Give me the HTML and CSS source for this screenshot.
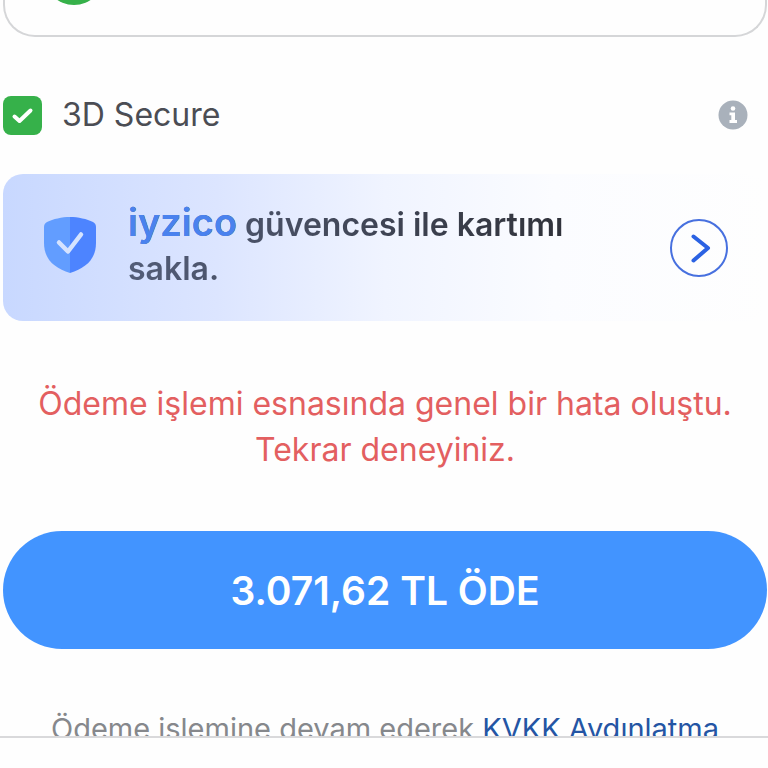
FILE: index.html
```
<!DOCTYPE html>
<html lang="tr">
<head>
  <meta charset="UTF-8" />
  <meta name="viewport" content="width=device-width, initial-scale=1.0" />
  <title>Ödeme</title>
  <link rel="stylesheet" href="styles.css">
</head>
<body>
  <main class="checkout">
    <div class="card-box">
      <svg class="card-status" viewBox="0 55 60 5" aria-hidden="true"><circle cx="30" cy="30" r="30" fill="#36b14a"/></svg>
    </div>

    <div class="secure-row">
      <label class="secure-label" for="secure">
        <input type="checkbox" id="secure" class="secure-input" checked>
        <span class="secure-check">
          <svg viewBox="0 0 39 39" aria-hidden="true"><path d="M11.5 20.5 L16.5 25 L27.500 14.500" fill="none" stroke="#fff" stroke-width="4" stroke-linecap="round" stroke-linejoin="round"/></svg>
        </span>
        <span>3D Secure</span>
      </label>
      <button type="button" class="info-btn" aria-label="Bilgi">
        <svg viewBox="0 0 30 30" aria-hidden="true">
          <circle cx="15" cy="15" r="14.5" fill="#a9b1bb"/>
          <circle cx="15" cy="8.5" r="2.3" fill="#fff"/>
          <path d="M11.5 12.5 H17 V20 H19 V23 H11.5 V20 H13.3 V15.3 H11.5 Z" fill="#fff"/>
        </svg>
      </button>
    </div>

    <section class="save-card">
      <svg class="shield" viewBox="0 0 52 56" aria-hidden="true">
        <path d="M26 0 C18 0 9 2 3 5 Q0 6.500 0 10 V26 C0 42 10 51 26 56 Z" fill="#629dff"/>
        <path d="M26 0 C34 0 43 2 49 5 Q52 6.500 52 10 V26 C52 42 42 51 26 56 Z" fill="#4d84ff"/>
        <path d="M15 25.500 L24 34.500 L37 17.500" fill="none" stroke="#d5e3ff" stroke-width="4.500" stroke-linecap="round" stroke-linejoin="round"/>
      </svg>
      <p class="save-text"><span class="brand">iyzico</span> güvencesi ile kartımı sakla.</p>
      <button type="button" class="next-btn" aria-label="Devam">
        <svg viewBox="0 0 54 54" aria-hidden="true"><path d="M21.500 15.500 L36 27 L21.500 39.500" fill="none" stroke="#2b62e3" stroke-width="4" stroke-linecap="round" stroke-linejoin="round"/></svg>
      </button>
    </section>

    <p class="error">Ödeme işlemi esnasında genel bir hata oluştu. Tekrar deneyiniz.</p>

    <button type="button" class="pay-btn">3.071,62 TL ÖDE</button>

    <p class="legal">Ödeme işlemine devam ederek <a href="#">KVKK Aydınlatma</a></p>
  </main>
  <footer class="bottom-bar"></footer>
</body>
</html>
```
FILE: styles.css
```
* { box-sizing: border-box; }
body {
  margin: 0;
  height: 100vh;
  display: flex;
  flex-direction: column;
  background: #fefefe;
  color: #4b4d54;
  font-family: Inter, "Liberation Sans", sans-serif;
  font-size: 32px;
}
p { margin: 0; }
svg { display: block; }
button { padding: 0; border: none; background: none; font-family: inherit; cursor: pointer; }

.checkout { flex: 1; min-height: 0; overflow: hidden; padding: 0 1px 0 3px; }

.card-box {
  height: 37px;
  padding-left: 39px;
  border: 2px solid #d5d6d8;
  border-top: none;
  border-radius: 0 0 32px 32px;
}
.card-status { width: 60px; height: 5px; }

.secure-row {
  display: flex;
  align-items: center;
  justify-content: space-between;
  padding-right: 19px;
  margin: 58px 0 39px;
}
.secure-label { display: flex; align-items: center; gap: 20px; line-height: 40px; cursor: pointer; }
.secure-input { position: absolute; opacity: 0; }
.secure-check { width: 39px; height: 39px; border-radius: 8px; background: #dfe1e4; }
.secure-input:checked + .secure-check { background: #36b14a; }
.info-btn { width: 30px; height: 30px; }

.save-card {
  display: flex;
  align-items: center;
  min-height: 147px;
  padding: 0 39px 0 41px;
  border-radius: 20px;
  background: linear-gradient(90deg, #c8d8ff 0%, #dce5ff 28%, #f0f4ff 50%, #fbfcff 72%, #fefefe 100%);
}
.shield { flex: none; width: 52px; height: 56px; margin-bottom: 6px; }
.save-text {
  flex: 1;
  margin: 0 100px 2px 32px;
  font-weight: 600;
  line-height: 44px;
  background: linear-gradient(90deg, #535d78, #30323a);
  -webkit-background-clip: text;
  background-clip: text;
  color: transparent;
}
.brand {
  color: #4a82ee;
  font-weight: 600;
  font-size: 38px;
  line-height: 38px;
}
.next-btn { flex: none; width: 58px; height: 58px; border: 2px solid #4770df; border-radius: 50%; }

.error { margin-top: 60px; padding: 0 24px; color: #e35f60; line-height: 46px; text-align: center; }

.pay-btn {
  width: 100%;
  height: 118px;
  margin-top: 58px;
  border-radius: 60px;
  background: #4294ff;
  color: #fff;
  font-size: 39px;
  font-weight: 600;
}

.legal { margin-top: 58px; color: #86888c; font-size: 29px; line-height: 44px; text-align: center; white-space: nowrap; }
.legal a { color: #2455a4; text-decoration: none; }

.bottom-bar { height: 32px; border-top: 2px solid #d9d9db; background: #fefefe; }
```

-------------------------

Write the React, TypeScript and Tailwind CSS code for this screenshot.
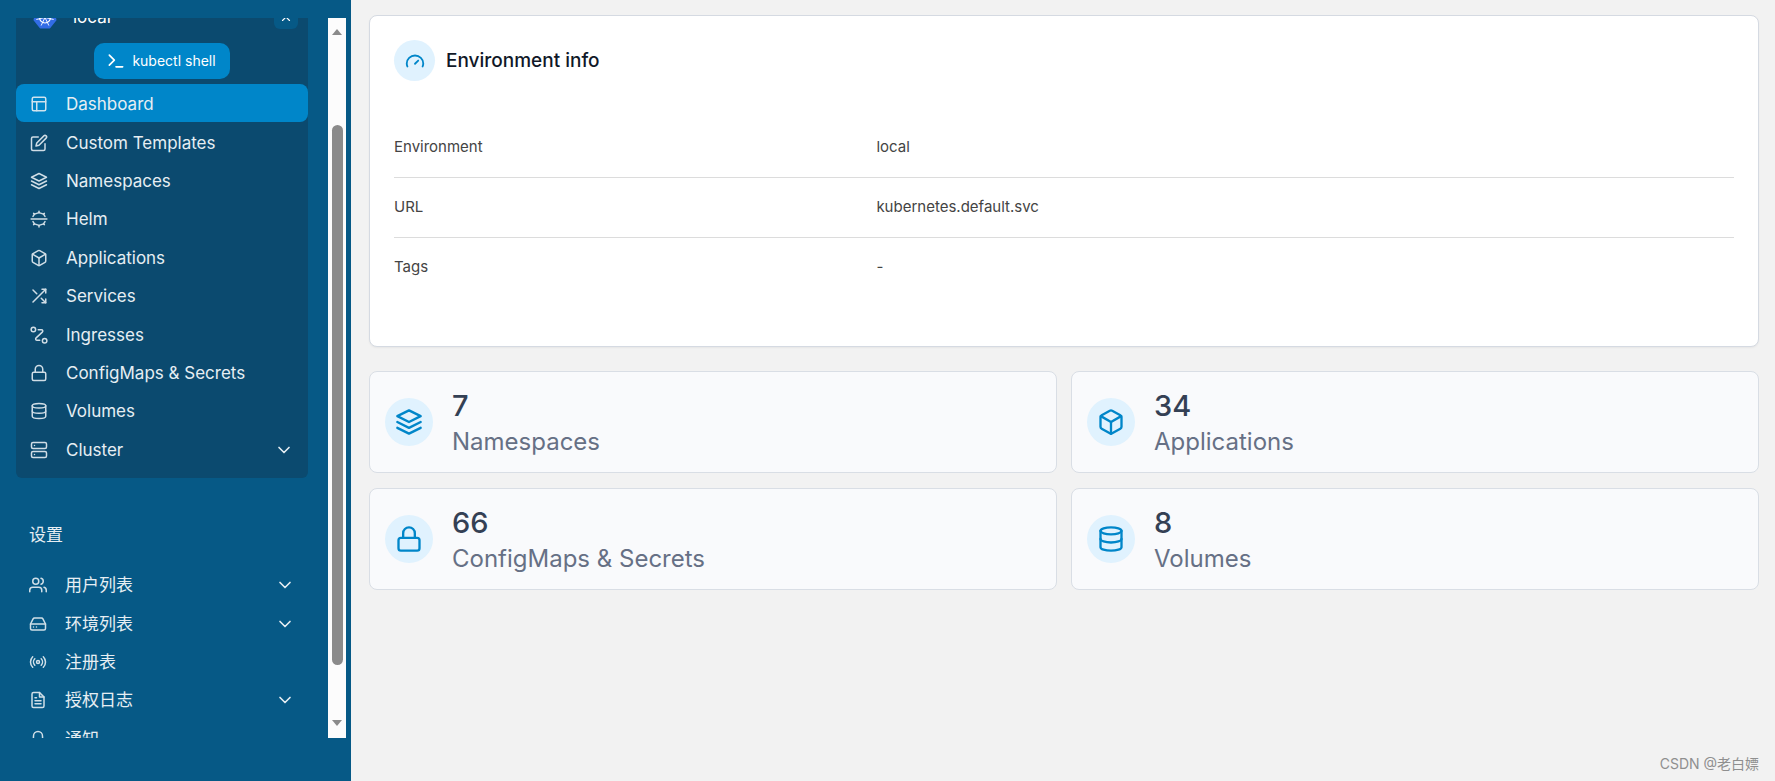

-------------------------

▶ Given task:
Find the word "this" in the material, then list each line that holds it.

▶ Solved exercise:
Give me the HTML and CSS source for this screenshot.
Write the React, TypeScript and Tailwind CSS code for this screenshot.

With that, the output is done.